Transcribe all of the data exactly. Omit the pictures.

------------------------------------------------------------------------

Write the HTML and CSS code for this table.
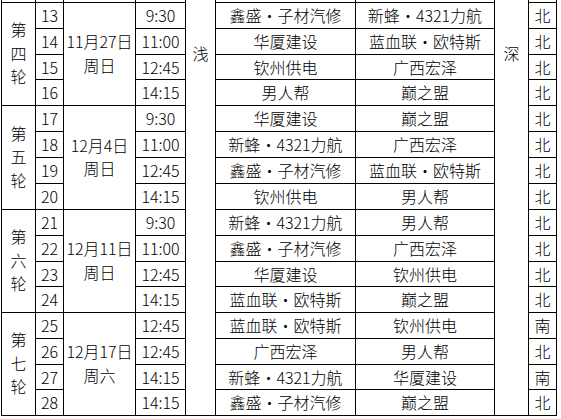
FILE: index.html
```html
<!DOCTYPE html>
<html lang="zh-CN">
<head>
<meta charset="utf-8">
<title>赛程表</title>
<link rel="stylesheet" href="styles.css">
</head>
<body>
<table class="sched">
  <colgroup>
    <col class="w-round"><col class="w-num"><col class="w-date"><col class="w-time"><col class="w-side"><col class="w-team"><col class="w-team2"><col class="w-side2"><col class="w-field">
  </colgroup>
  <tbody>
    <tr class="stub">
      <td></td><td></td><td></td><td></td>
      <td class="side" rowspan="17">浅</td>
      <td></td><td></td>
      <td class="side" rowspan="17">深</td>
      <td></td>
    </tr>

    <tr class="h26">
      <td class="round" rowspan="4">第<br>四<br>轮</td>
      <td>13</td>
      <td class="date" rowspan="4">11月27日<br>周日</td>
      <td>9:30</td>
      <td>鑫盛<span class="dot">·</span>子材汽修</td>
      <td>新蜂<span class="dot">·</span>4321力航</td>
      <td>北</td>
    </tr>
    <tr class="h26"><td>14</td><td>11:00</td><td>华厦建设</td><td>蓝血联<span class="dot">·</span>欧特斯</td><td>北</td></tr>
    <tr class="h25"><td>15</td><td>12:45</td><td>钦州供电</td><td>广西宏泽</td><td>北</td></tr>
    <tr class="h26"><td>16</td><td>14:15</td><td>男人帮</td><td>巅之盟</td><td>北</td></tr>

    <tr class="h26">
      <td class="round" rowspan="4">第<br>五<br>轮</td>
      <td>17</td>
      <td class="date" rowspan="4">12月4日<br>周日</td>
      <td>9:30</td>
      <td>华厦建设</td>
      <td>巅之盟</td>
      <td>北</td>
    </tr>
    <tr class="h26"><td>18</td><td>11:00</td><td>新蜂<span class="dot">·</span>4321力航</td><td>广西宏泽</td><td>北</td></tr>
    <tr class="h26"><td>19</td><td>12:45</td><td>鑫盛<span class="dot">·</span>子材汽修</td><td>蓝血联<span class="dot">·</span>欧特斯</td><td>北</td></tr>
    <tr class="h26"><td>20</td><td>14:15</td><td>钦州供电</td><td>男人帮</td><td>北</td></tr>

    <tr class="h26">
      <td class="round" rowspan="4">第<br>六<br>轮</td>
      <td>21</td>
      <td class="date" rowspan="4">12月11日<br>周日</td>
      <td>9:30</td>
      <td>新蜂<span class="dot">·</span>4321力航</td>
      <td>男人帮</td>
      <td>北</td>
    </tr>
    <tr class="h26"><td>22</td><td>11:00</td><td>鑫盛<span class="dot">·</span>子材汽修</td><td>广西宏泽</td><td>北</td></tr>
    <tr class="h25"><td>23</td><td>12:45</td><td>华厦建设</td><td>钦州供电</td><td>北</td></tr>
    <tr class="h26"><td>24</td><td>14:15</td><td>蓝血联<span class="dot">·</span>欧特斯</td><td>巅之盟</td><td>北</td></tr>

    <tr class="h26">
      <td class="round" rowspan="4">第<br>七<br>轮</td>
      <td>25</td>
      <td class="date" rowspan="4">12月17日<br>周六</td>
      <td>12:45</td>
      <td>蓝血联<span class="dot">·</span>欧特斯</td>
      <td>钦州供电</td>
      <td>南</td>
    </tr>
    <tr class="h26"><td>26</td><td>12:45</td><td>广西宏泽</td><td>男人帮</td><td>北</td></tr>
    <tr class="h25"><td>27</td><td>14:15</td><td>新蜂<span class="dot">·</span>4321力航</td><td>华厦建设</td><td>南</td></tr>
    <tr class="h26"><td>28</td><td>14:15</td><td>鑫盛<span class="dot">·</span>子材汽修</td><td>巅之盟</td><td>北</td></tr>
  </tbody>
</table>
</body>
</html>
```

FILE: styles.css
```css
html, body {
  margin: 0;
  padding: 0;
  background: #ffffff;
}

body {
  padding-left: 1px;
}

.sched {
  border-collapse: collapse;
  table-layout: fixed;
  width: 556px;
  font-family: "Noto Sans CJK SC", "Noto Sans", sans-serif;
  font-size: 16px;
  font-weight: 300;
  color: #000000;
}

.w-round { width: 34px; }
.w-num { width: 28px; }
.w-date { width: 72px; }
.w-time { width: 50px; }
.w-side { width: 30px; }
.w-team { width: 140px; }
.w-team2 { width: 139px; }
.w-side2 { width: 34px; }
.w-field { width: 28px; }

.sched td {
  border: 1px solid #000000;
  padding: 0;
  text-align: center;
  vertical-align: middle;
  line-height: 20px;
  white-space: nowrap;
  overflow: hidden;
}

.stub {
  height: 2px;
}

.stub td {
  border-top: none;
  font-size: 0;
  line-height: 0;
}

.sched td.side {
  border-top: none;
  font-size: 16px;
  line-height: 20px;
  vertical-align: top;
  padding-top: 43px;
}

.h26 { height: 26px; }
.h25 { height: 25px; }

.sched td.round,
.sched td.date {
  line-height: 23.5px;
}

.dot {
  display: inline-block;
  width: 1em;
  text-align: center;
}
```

------------------------------------------------------------------------

- FINISHED TASK
Write the HTML and CSS code for this table.
FILE: index.html
```html
<!DOCTYPE html>
<html lang="zh-CN">
<head>
<meta charset="utf-8">
<title>赛程表</title>
<link rel="stylesheet" href="styles.css">
</head>
<body>
<table class="sched">
  <colgroup>
    <col class="w-round"><col class="w-num"><col class="w-date"><col class="w-time"><col class="w-side"><col class="w-team"><col class="w-team2"><col class="w-side2"><col class="w-field">
  </colgroup>
  <tbody>
    <tr class="stub">
      <td></td><td></td><td></td><td></td>
      <td class="side" rowspan="17">浅</td>
      <td></td><td></td>
      <td class="side" rowspan="17">深</td>
      <td></td>
    </tr>

    <tr class="h26">
      <td class="round" rowspan="4">第<br>四<br>轮</td>
      <td>13</td>
      <td class="date" rowspan="4">11月27日<br>周日</td>
      <td>9:30</td>
      <td>鑫盛<span class="dot">·</span>子材汽修</td>
      <td>新蜂<span class="dot">·</span>4321力航</td>
      <td>北</td>
    </tr>
    <tr class="h26"><td>14</td><td>11:00</td><td>华厦建设</td><td>蓝血联<span class="dot">·</span>欧特斯</td><td>北</td></tr>
    <tr class="h25"><td>15</td><td>12:45</td><td>钦州供电</td><td>广西宏泽</td><td>北</td></tr>
    <tr class="h26"><td>16</td><td>14:15</td><td>男人帮</td><td>巅之盟</td><td>北</td></tr>

    <tr class="h26">
      <td class="round" rowspan="4">第<br>五<br>轮</td>
      <td>17</td>
      <td class="date" rowspan="4">12月4日<br>周日</td>
      <td>9:30</td>
      <td>华厦建设</td>
      <td>巅之盟</td>
      <td>北</td>
    </tr>
    <tr class="h26"><td>18</td><td>11:00</td><td>新蜂<span class="dot">·</span>4321力航</td><td>广西宏泽</td><td>北</td></tr>
    <tr class="h26"><td>19</td><td>12:45</td><td>鑫盛<span class="dot">·</span>子材汽修</td><td>蓝血联<span class="dot">·</span>欧特斯</td><td>北</td></tr>
    <tr class="h26"><td>20</td><td>14:15</td><td>钦州供电</td><td>男人帮</td><td>北</td></tr>

    <tr class="h26">
      <td class="round" rowspan="4">第<br>六<br>轮</td>
      <td>21</td>
      <td class="date" rowspan="4">12月11日<br>周日</td>
      <td>9:30</td>
      <td>新蜂<span class="dot">·</span>4321力航</td>
      <td>男人帮</td>
      <td>北</td>
    </tr>
    <tr class="h26"><td>22</td><td>11:00</td><td>鑫盛<span class="dot">·</span>子材汽修</td><td>广西宏泽</td><td>北</td></tr>
    <tr class="h25"><td>23</td><td>12:45</td><td>华厦建设</td><td>钦州供电</td><td>北</td></tr>
    <tr class="h26"><td>24</td><td>14:15</td><td>蓝血联<span class="dot">·</span>欧特斯</td><td>巅之盟</td><td>北</td></tr>

    <tr class="h26">
      <td class="round" rowspan="4">第<br>七<br>轮</td>
      <td>25</td>
      <td class="date" rowspan="4">12月17日<br>周六</td>
      <td>12:45</td>
      <td>蓝血联<span class="dot">·</span>欧特斯</td>
      <td>钦州供电</td>
      <td>南</td>
    </tr>
    <tr class="h26"><td>26</td><td>12:45</td><td>广西宏泽</td><td>男人帮</td><td>北</td></tr>
    <tr class="h25"><td>27</td><td>14:15</td><td>新蜂<span class="dot">·</span>4321力航</td><td>华厦建设</td><td>南</td></tr>
    <tr class="h26"><td>28</td><td>14:15</td><td>鑫盛<span class="dot">·</span>子材汽修</td><td>巅之盟</td><td>北</td></tr>
  </tbody>
</table>
</body>
</html>
```

FILE: styles.css
```css
html, body {
  margin: 0;
  padding: 0;
  background: #ffffff;
}

body {
  padding-left: 1px;
}

.sched {
  border-collapse: collapse;
  table-layout: fixed;
  width: 556px;
  font-family: "Noto Sans CJK SC", "Noto Sans", sans-serif;
  font-size: 16px;
  font-weight: 300;
  color: #000000;
}

.w-round { width: 34px; }
.w-num { width: 28px; }
.w-date { width: 72px; }
.w-time { width: 50px; }
.w-side { width: 30px; }
.w-team { width: 140px; }
.w-team2 { width: 139px; }
.w-side2 { width: 34px; }
.w-field { width: 28px; }

.sched td {
  border: 1px solid #000000;
  padding: 0;
  text-align: center;
  vertical-align: middle;
  line-height: 20px;
  white-space: nowrap;
  overflow: hidden;
}

.stub {
  height: 2px;
}

.stub td {
  border-top: none;
  font-size: 0;
  line-height: 0;
}

.sched td.side {
  border-top: none;
  font-size: 16px;
  line-height: 20px;
  vertical-align: top;
  padding-top: 43px;
}

.h26 { height: 26px; }
.h25 { height: 25px; }

.sched td.round,
.sched td.date {
  line-height: 23.5px;
}

.dot {
  display: inline-block;
  width: 1em;
  text-align: center;
}
```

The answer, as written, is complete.